Not converging due to learning rate alpha
bratao opened this issue · 4 comments
Hello,
Testing RNNSharp I was unable to make the model converge. No matter what setting I used.
I changed two places and got the model to finally converge:
if (ppl >= lastPPL && lastAlpha != rnn.LearningRate)
{
//Although we reduce alpha value, we still cannot get better result.
I changed it to break only after we tried to lower alpha 8 times and failed to get a improvement.
I also changed this fragment:
rnn.LearningRate = rnn.LearningRate / 2.0f;
To a decrease in a lower rate, in my case, 1.4.

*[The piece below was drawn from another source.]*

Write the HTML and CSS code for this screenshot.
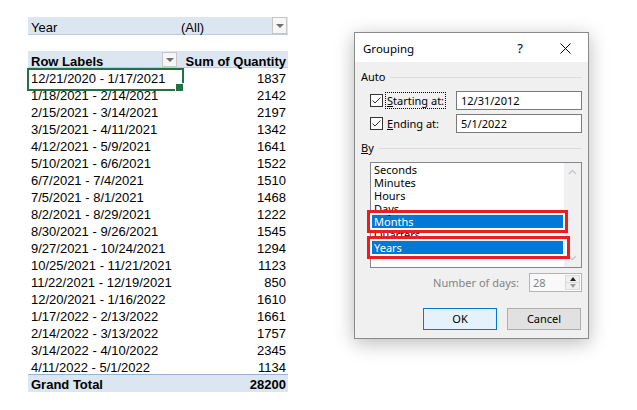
FILE: index.html
```html
<!DOCTYPE html>
<html>
<head>
<meta charset="utf-8">
<title>Grouping</title>
<link rel="stylesheet" href="styles.css">
</head>
<body>
<div class="pivot">
  <div class="filter-row">
    <div class="c1"><span class="txt pl3">Year</span></div>
    <div class="c2"><span class="txt pl1">(All)</span><span class="dd dd-filter"></span></div>
  </div>
  <div class="head-row">
    <div class="c1"><span class="txt pl3 b">Row Labels</span><span class="dd dd-head"></span></div>
    <div class="c2 num"><span class="txt b">Sum of Quantity</span></div>
  </div>
  <div class="row"><div class="c1 sel"><span class="txt pl3">12/21/2020 - 1/17/2021</span></div><div class="c2 num"><span class="txt">1837</span></div></div>
  <div class="row"><div class="c1"><span class="txt pl3">1/18/2021 - 2/14/2021</span></div><div class="c2 num"><span class="txt">2142</span></div></div>
  <div class="row"><div class="c1"><span class="txt pl3">2/15/2021 - 3/14/2021</span></div><div class="c2 num"><span class="txt">2197</span></div></div>
  <div class="row"><div class="c1"><span class="txt pl3">3/15/2021 - 4/11/2021</span></div><div class="c2 num"><span class="txt">1342</span></div></div>
  <div class="row"><div class="c1"><span class="txt pl3">4/12/2021 - 5/9/2021</span></div><div class="c2 num"><span class="txt">1641</span></div></div>
  <div class="row"><div class="c1"><span class="txt pl3">5/10/2021 - 6/6/2021</span></div><div class="c2 num"><span class="txt">1522</span></div></div>
  <div class="row"><div class="c1"><span class="txt pl3">6/7/2021 - 7/4/2021</span></div><div class="c2 num"><span class="txt">1510</span></div></div>
  <div class="row"><div class="c1"><span class="txt pl3">7/5/2021 - 8/1/2021</span></div><div class="c2 num"><span class="txt">1468</span></div></div>
  <div class="row"><div class="c1"><span class="txt pl3">8/2/2021 - 8/29/2021</span></div><div class="c2 num"><span class="txt">1222</span></div></div>
  <div class="row"><div class="c1"><span class="txt pl3">8/30/2021 - 9/26/2021</span></div><div class="c2 num"><span class="txt">1545</span></div></div>
  <div class="row"><div class="c1"><span class="txt pl3">9/27/2021 - 10/24/2021</span></div><div class="c2 num"><span class="txt">1294</span></div></div>
  <div class="row"><div class="c1"><span class="txt pl3">10/25/2021 - 11/21/2021</span></div><div class="c2 num"><span class="txt">1123</span></div></div>
  <div class="row"><div class="c1"><span class="txt pl3">11/22/2021 - 12/19/2021</span></div><div class="c2 num"><span class="txt">850</span></div></div>
  <div class="row"><div class="c1"><span class="txt pl3">12/20/2021 - 1/16/2022</span></div><div class="c2 num"><span class="txt">1610</span></div></div>
  <div class="row"><div class="c1"><span class="txt pl3">1/17/2022 - 2/13/2022</span></div><div class="c2 num"><span class="txt">1661</span></div></div>
  <div class="row"><div class="c1"><span class="txt pl3">2/14/2022 - 3/13/2022</span></div><div class="c2 num"><span class="txt">1757</span></div></div>
  <div class="row"><div class="c1"><span class="txt pl3">3/14/2022 - 4/10/2022</span></div><div class="c2 num"><span class="txt">2345</span></div></div>
  <div class="row"><div class="c1"><span class="txt pl3">4/11/2022 - 5/1/2022</span></div><div class="c2 num"><span class="txt">1134</span></div></div>
  <div class="total-row">
    <div class="c1"><span class="txt pl3 b">Grand Total</span></div>
    <div class="c2 num"><span class="txt b">28200</span></div>
  </div>
</div>

<div class="dialog">
  <div class="titlebar">
    <span class="title">Grouping</span>
    <span class="help">?</span>
    <svg class="close" width="11" height="11" viewBox="0 0 11 11"><path d="M0.5 0.5L10.5 10.5M10.5 0.5L0.5 10.5" stroke="#000" stroke-width="1" fill="none"/></svg>
  </div>
  <div class="dlg-body">
    <div class="group-label"><span>Auto</span><i class="rule"></i></div>
    <div class="field-row first">
      <span class="cb"><svg width="11" height="11" viewBox="0 0 11 11"><path d="M1.5 5.5L4 8L9.5 2.5" stroke="#333" stroke-width="1" fill="none"/></svg></span>
      <span class="lbl focus"><u>S</u>tarting at:</span>
      <span class="input">12/31/2012</span>
    </div>
    <div class="field-row">
      <span class="cb"><svg width="11" height="11" viewBox="0 0 11 11"><path d="M1.5 5.5L4 8L9.5 2.5" stroke="#333" stroke-width="1" fill="none"/></svg></span>
      <span class="lbl"><u>E</u>nding at:</span>
      <span class="input">5/1/2022</span>
    </div>
    <div class="group-label by"><span><u>B</u>y</span><i class="rule"></i></div>
    <div class="listbox">
      <div class="items">
        <div class="item">Seconds</div>
        <div class="item">Minutes</div>
        <div class="item">Hours</div>
        <div class="item">Days</div>
        <div class="item on">Months</div>
        <div class="item">Quarters</div>
        <div class="item on">Years</div>
      </div>
      <div class="scroll">
        <svg width="9" height="6" viewBox="0 0 9 6"><path d="M1 5L4.5 1.5L8 5" stroke="#c6c6c6" stroke-width="1.4" fill="none"/></svg>
        <svg width="9" height="6" viewBox="0 0 9 6"><path d="M1 1L4.5 4.5L8 1" stroke="#c6c6c6" stroke-width="1.4" fill="none"/></svg>
      </div>
      <div class="mark mark-months"></div>
      <div class="mark mark-years"></div>
    </div>
    <div class="days-row">
      <span class="days-lbl">Number of days:</span>
      <span class="spin">
        <span class="spin-val">28</span>
        <span class="spin-btns">
          <span class="spin-btn"><i class="tri-up"></i></span>
          <span class="spin-btn"><i class="tri-down"></i></span>
        </span>
      </span>
    </div>
    <div class="buttons">
      <span class="btn ok">OK</span>
      <span class="btn">Cancel</span>
    </div>
  </div>
</div>
</body>
</html>
```

FILE: styles.css
```css
* { box-sizing: border-box; }
html, body { margin: 0; padding: 0; background: #fff; }
body {
  width: 637px;
  height: 410px;
  position: relative;
  overflow: hidden;
  font-family: "Liberation Sans", Arial, sans-serif;
}

/* ---------- pivot table ---------- */
.pivot {
  margin: 17px 0 0 28px;
  width: 260px;
  font-size: 13px;
  color: #000;
}
.filter-row, .head-row, .row, .total-row { display: flex; }
.c1 { width: 152px; display: flex; align-items: flex-start; position: relative; }
.c2 { width: 108px; display: flex; align-items: flex-start; }
.num { justify-content: flex-end; padding-right: 2px; }
.txt { line-height: 17px; margin-top: 2px; white-space: nowrap; }
.pl3 { padding-left: 3px; }
.pl1 { padding-left: 1px; }
.b { font-weight: bold; }

.filter-row {
  height: 18px;
  background: #dce6f1;
  border-bottom: 1px solid #b8cce4;
}
.head-row {
  margin-top: 16px;
  height: 17px;
  background: #dce6f1;
  border-bottom: 1px solid #b8cce4;
}
.row { height: 17px; }
.total-row {
  height: 18px;
  background: #dce6f1;
  border-top: 1px solid #95b3d7;
}
.total-row .txt { margin-top: 1px; }

.dd {
  width: 15px;
  height: 17px;
  margin-left: auto;
  border: 1px solid #c6c6c6;
  background: #f6f6f6;
  position: relative;
}
.dd::after {
  content: "";
  position: absolute;
  left: 3px;
  top: 6px;
  border-left: 4px solid transparent;
  border-right: 4px solid transparent;
  border-top: 4px solid #6f6f6f;
}
.dd-filter { margin-right: 1px; }
.dd-head { height: 15px; margin-top: 1px; margin-right: 3px; }
.dd-head::after { top: 5px; }

.sel::after {
  content: "";
  position: absolute;
  left: -1px;
  top: 0;
  width: 153px;
  height: 19px;
  border: 2px solid #217346;
}
.sel::before {
  content: "";
  position: absolute;
  left: 147px;
  top: 15px;
  width: 7px;
  height: 7px;
  background: #217346;
  border: 1px solid #fff;
  z-index: 2;
}

/* ---------- dialog ---------- */
.dialog {
  position: absolute;
  left: 354px;
  top: 32px;
  width: 235px;
  height: 307px;
  border: 1px solid #8a8a8a;
  background: #f0f0f0;
  box-shadow: 0 4px 18px rgba(0, 0, 0, 0.28);
  font-family: "Noto Sans", "Open Sans", sans-serif;
  font-size: 11px;
  color: #000;
}
.titlebar {
  height: 29px;
  background: #fff;
  display: flex;
  align-items: center;
  padding-left: 8px;
}
.title { font-size: 11.5px; margin-top: 1px; }
.help { margin-left: auto; font-size: 13px; margin-top: 0px; }
.close { margin-left: 37px; margin-right: 17px; margin-top: 1px; }

.dlg-body { padding: 0 6px; }
.group-label {
  display: flex;
  align-items: center;
  height: 14px;
  margin-top: 8px;
  line-height: 14px;
}
.group-label .rule {
  flex: 1;
  height: 1px;
  margin-left: 5px;
  background: #dcdcdc;
  margin-top: 1px;
}
.group-label.by { margin-top: 8px; }

.field-row {
  display: flex;
  align-items: center;
  height: 19px;
  margin-top: 4px;
}
.field-row.first { margin-top: 7px; }
.cb {
  width: 13px;
  height: 13px;
  margin-left: 9px;
  border: 1px solid #333;
  background: #fff;
  display: flex;
}
.lbl {
  margin-left: 2px;
  padding: 0 1px;
  height: 17px;
  line-height: 15px;
  border: 1px dotted transparent;
}
.lbl.focus { border-color: #000; }
.input {
  margin-left: auto;
  width: 126px;
  height: 19px;
  border: 1px solid #7a7a7a;
  background: #fff;
  padding-left: 4px;
  line-height: 17px;
}

.listbox {
  position: relative;
  margin: 7px 0 0 9px;
  width: 212px;
  height: 106px;
  border: 1px solid #828790;
  background: #fff;
  display: flex;
}
.items { margin-left: 1px; width: 191px; }
.item {
  height: 13px;
  line-height: 13px;
  padding-left: 2px;
  white-space: nowrap;
}
.item.on { background: #0078d7; color: #fff; }
.scroll {
  margin-left: auto;
  width: 17px;
  background: #f0f0f0;
  display: flex;
  flex-direction: column;
  align-items: center;
  justify-content: space-between;
  padding: 6px 0 6px;
}
.mark {
  position: absolute;
  left: -4px;
  width: 201px;
  height: 23px;
  border: 3px solid #ec1c24;
  box-shadow: inset 0 0 0 2px #fff;
}
.mark-months { top: 47px; }
.mark-years { top: 73px; width: 203px; }

.days-row {
  display: flex;
  justify-content: flex-end;
  align-items: center;
  height: 19px;
  margin-top: 5px;
}
.days-lbl { color: #838383; margin-right: 10px; }
.spin {
  width: 53px;
  height: 19px;
  border: 1px solid #b4b4b4;
  background: #fff;
  display: flex;
}
.spin-val { color: #838383; padding-left: 3px; line-height: 17px; flex: 1; background: #f9f9f9; }
.spin-btns { width: 15px; display: flex; flex-direction: column; margin: 1px 1px 1px 0; }
.spin-btn {
  flex: 1;
  display: flex;
  align-items: center;
  justify-content: center;
  background: #f0f0f0;
  border: 1px solid #dadada;
}
.spin-btn + .spin-btn { border-top: none; }
.tri-up {
  border-left: 3px solid transparent;
  border-right: 3px solid transparent;
  border-bottom: 4px solid #222;
}
.tri-down {
  border-left: 3px solid transparent;
  border-right: 3px solid transparent;
  border-top: 4px solid #a0a0a0;
}

.buttons {
  display: flex;
  justify-content: flex-end;
  gap: 10px;
  margin-top: 16px;
  margin-right: 1px;
}
.btn {
  width: 74px;
  height: 22px;
  border: 1px solid #adadad;
  background: #e1e1e1;
  text-align: center;
  line-height: 20px;
}
.btn.ok { border-color: #0078d7; background: #e5f1fb; }
```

Do any of those changes make sense ?
Do you think that a smarter learning rate annealing could improve RNNSharp, or am I looking at the wrong place ??
Thanks !!
First of all, learning ratio (alpha) is an open question for researching. There are many papers related to this problem. Some dynamitic learning ratio may have better result. And sometimes, the learning ratio strategy may be related to your data set.
Secondly, as you mentioned, the result isn't converge, but I want to make sure which corpus did you mention ? training corpus or validated corpus ? Since both CRF++ and CRFSharp don't use validated and test corpus, the better result in training corpus may cause overfitting in test corpus. So, my suggestion is that, it would be more reasonable if you create a test corpus and test CRF++/CRFSharp and RNNSharp encoded model quality on this corpus.
In addition, I have fixed the RNNSharp crashing bug when word embedding feature isn't enabled for SimpleRNN. You can get it by syncing the latest code from code base.
@zhongkaifu , I was testing the quality against a separated test corpus.
Yeah, I saw the latest commits, thank you so much !!
It is also working without word embedding in LSTM-RNN for me. ( LSTM-RNN is faster and produces better results than SimpleRNN in my case)
One commit said that it would support to train model without validated corpus. However I'm not getting good results with it. I get better results ( in a separated testing corpus) using a validated corpus equal as the training corpus.
Yes. Validated corpus is usually required for training in order to get better hyper-parameters, but sometimes, we just use training corpus for some experiments. :)